Your anger has enveloped me.
   Envelop me now with love.
Shall my sin stand between me
   and you for ever?
How long shall I seek your
   companionship in vain?
I uphold your right hand. You
have enslaved me to the
   stranger.
You who dwell on cherub's wings,
   outstretched above the ark,
Arise, look down from your
   dwelling.
Save my people, my redeemer.

I don't know how he could have done better than this, but all the same it misses so much. In the first place, it reverses the order of both the opening and the concluding sentences, and thus loses an important effect. The Hebrew opens:

Ya'avor alai r'tsoncha
   ka-asher avar charoncha

Let your favor pass to me
   as your anger has passed away.

The chiming of r'tsoncha and charoncha, “your favor” and “your anger,” is made possible by the Hebrew second-person possessive suffix, cha, just as most Hebrew rhymes are made possible by the place of suffixes in the language. Further, the meter of the original is strict, each half-line consisting of eight syllables which are in turn divided into two groups of long-short-long-long. This gives a special kind of lift to the poem. The last two lines go:

he-avdetani l'zarim
   va-ani chanat y'min'cha

Literally:

You have enslaved me to
   strangers
and I am the companion
   of your right hand.
goali lig'ol hamonai
   rom vehashkeph mim'on'cha

Literally:

My Redeemer! to redeem my
   multitudes
rise and look out from
   your dwelling

There is an epigrammatic force in the balancing and rhyming of the original which a literal rendering absurdly misses and which even the controlled rephrasing of Mr. Goldstein does not capture.

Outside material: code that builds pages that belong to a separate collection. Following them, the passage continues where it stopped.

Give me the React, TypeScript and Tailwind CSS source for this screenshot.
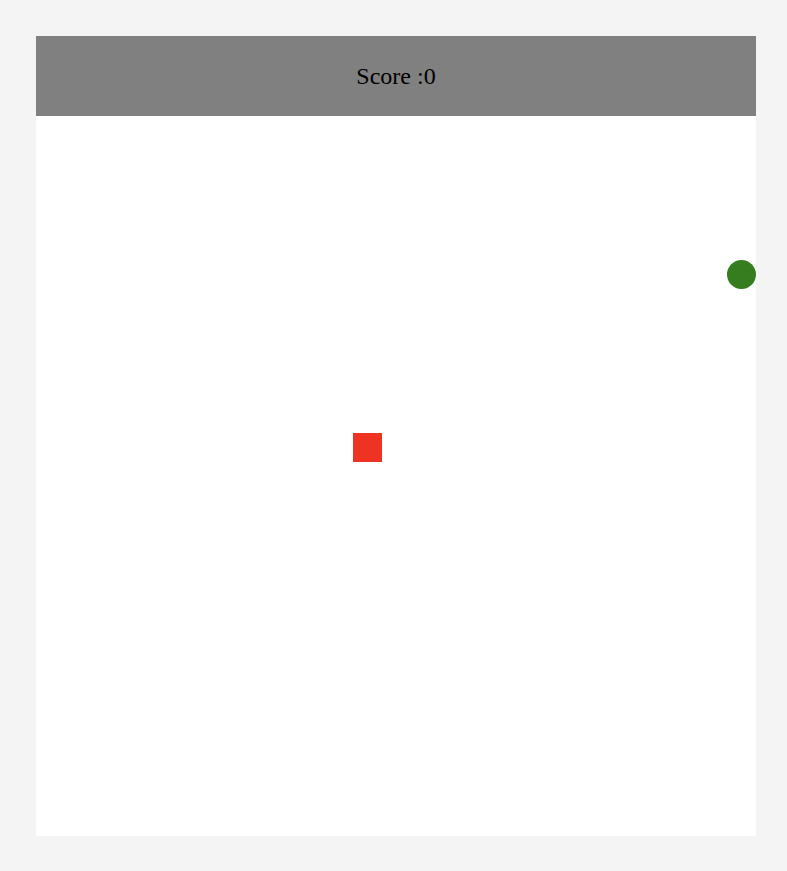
const App = () => {
    const snake = { x: 317, y: 317 };
    const food = { x: 691, y: 144 };

    return (
        <div className="min-h-screen bg-[#f4f4f4] p-[36px]" style={{ fontFamily: '"Liberation Serif", serif' }}>
            <div className="w-[720px]">
                <div className="h-[80px] bg-[#808080] flex items-center justify-center">
                    <p className="text-[24px] text-black">Score :0</p>
                </div>
                <div className="relative h-[720px] bg-white">
                    <div
                        className="absolute w-[29px] h-[29px] bg-[#ee3322]"
                        style={{ left: snake.x, top: snake.y }}
                    />
                    <div
                        className="absolute w-[29px] h-[29px] rounded-full bg-[#367d20]"
                        style={{ left: food.x, top: food.y }}
                    />
                </div>
            </div>
        </div>
    );
};

export default App;
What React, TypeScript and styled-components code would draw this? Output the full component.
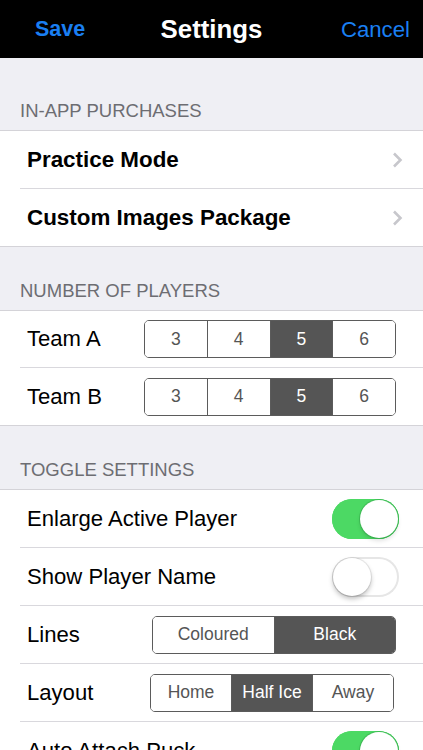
import React from "react";
import styled, { createGlobalStyle } from "styled-components";

const Global = createGlobalStyle`
  html, body { margin: 0; padding: 0; }
  body {
    background: #efeff4;
    font-family: "Liberation Sans", Arial, Helvetica, sans-serif;
    -webkit-font-smoothing: antialiased;
  }
  * { box-sizing: border-box; }
`;

const Page = styled.div`
  width: 423px;
  height: 750px;
  overflow: hidden;
  background: #efeff4;
`;

const NavBar = styled.div`
  height: 58px;
  background: #000;
  display: grid;
  grid-template-columns: 1fr auto 1fr;
  align-items: center;
  padding: 1px 13px 0 13px;
`;

const NavButton = styled.span<{ $bold?: boolean; $right?: boolean }>`
  color: #1a7ff2;
  font-size: ${(p) => (p.$bold ? "21.5px" : "22.2px")};
  font-weight: ${(p) => (p.$bold ? 700 : 400)};
  justify-self: ${(p) => (p.$right ? "end" : "start")};
  margin-left: ${(p) => (p.$right ? "0" : "22px")};
`;

const Title = styled.span`
  color: #fff;
  font-size: 25.8px;
  font-weight: 700;
`;

const GroupHeader = styled.div<{ $first?: boolean }>`
  height: ${(p) => (p.$first ? "72px" : "63px")};
  display: flex;
  align-items: flex-end;
  padding: 0 0 8px 20px;
  color: #6d6d72;
  font-size: 18.5px;
  line-height: 22px;
`;

const Section = styled.div`
  background: #fff;
  border-top: 1px solid #d4d3d8;
  border-bottom: 1px solid #d4d3d8;
`;

const Row = styled.div<{ $tight?: boolean }>`
  margin-left: 20px;
  height: ${(p) => (p.$tight ? "57px" : "58px")};
  border-bottom: 1px solid #d9d8dd;
  display: flex;
  align-items: center;
  justify-content: space-between;
  padding: 0 24px 0 7px;
  &:last-child {
    border-bottom: none;
    height: 57px;
  }
`;

const Label = styled.span<{ $bold?: boolean }>`
  color: #000;
  font-size: ${(p) => (p.$bold ? "22.4px" : "22.1px")};
  font-weight: ${(p) => (p.$bold ? 700 : 400)};
`;

const Chevron = styled.svg`
  width: 11px;
  height: 16px;
  margin-right: -4px;
`;

const Segmented = styled.div<{ $width: number; $right: number }>`
  width: ${(p) => p.$width}px;
  height: 38px;
  margin-right: ${(p) => p.$right}px;
  border: 1px solid #5b5b5b;
  border-radius: 5px;
  overflow: hidden;
  display: flex;
`;

const Segment = styled.div<{ $active?: boolean }>`
  flex: 1;
  display: flex;
  align-items: center;
  justify-content: center;
  font-size: 17.5px;
  color: ${(p) => (p.$active ? "#fff" : "#555")};
  background: ${(p) => (p.$active ? "#555555" : "#fff")};
  & + & {
    border-left: 1px solid #5b5b5b;
  }
`;

const Toggle = styled.div<{ $on?: boolean }>`
  width: 67px;
  height: 40px;
  border-radius: 20px;
  display: flex;
  align-items: center;
  justify-content: ${(p) => (p.$on ? "flex-end" : "flex-start")};
  background: ${(p) => (p.$on ? "#4cd964" : "#fff")};
  box-shadow: inset 0 0 0 2px ${(p) => (p.$on ? "#4cd964" : "#e6e6e6")};
  padding: 1px;
`;

const Knob = styled.div<{ $on?: boolean }>`
  width: 38px;
  height: 38px;
  border-radius: 50%;
  background: #fff;
  box-shadow: ${(p) =>
    p.$on
      ? "0 0 0 1px rgba(40,140,60,0.35), 0 3px 4px rgba(0,0,0,0.12)"
      : "0 0 0 1px rgba(0,0,0,0.08), 0 3px 5px rgba(0,0,0,0.25)"};
`;

const ChevronIcon = () => (
  <Chevron viewBox="0 0 11 16">
    <path
      d="M2 1.5 L8.5 8 L2 14.5"
      fill="none"
      stroke="#c7c7cc"
      strokeWidth="2.6"
      strokeLinecap="butt"
      strokeLinejoin="miter"
    />
  </Chevron>
);

const Seg = ({
  items,
  active,
  width,
  right,
}: {
  items: string[];
  active: number;
  width: number;
  right: number;
}) => (
  <Segmented $width={width} $right={right}>
    {items.map((it, i) => (
      <Segment key={it} $active={i === active}>
        {it}
      </Segment>
    ))}
  </Segmented>
);

export default function App() {
  return (
    <Page>
      <Global />
      <NavBar>
        <NavButton $bold>Save</NavButton>
        <Title>Settings</Title>
        <NavButton $right>Cancel</NavButton>
      </NavBar>

      <GroupHeader $first>IN-APP PURCHASES</GroupHeader>
      <Section>
        <Row>
          <Label $bold>Practice Mode</Label>
          <ChevronIcon />
        </Row>
        <Row>
          <Label $bold>Custom Images Package</Label>
          <ChevronIcon />
        </Row>
      </Section>

      <GroupHeader>NUMBER OF PLAYERS</GroupHeader>
      <Section>
        <Row $tight>
          <Label>Team A</Label>
          <Seg items={["3", "4", "5", "6"]} active={2} width={252} right={3} />
        </Row>
        <Row $tight>
          <Label>Team B</Label>
          <Seg items={["3", "4", "5", "6"]} active={2} width={252} right={3} />
        </Row>
      </Section>

      <GroupHeader>TOGGLE SETTINGS</GroupHeader>
      <Section>
        <Row>
          <Label>Enlarge Active Player</Label>
          <Toggle $on>
            <Knob $on />
          </Toggle>
        </Row>
        <Row>
          <Label>Show Player Name</Label>
          <Toggle>
            <Knob />
          </Toggle>
        </Row>
        <Row>
          <Label>Lines</Label>
          <Seg items={["Coloured", "Black"]} active={1} width={244} right={3} />
        </Row>
        <Row>
          <Label>Layout</Label>
          <Seg items={["Home", "Half Ice", "Away"]} active={1} width={244} right={5} />
        </Row>
        <Row>
          <Label>Auto Attach Puck</Label>
          <Toggle $on>
            <Knob $on />
          </Toggle>
        </Row>
      </Section>
    </Page>
  );
}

It may be said that I am blaming Mr. Goldstein for not achieving the impossible. But I am not blaming him, only using some of his renderings to illustrate the nature of the problem. Although he has not achieved the impossible, he has produced poems that read well as English poems and give some idea of the range and interest of the originals. The book is well introduced and unpretentiously annotated. Mr. Goldstein, in short, has tackled a difficult task extremely well, and I hope his collection will be widely read.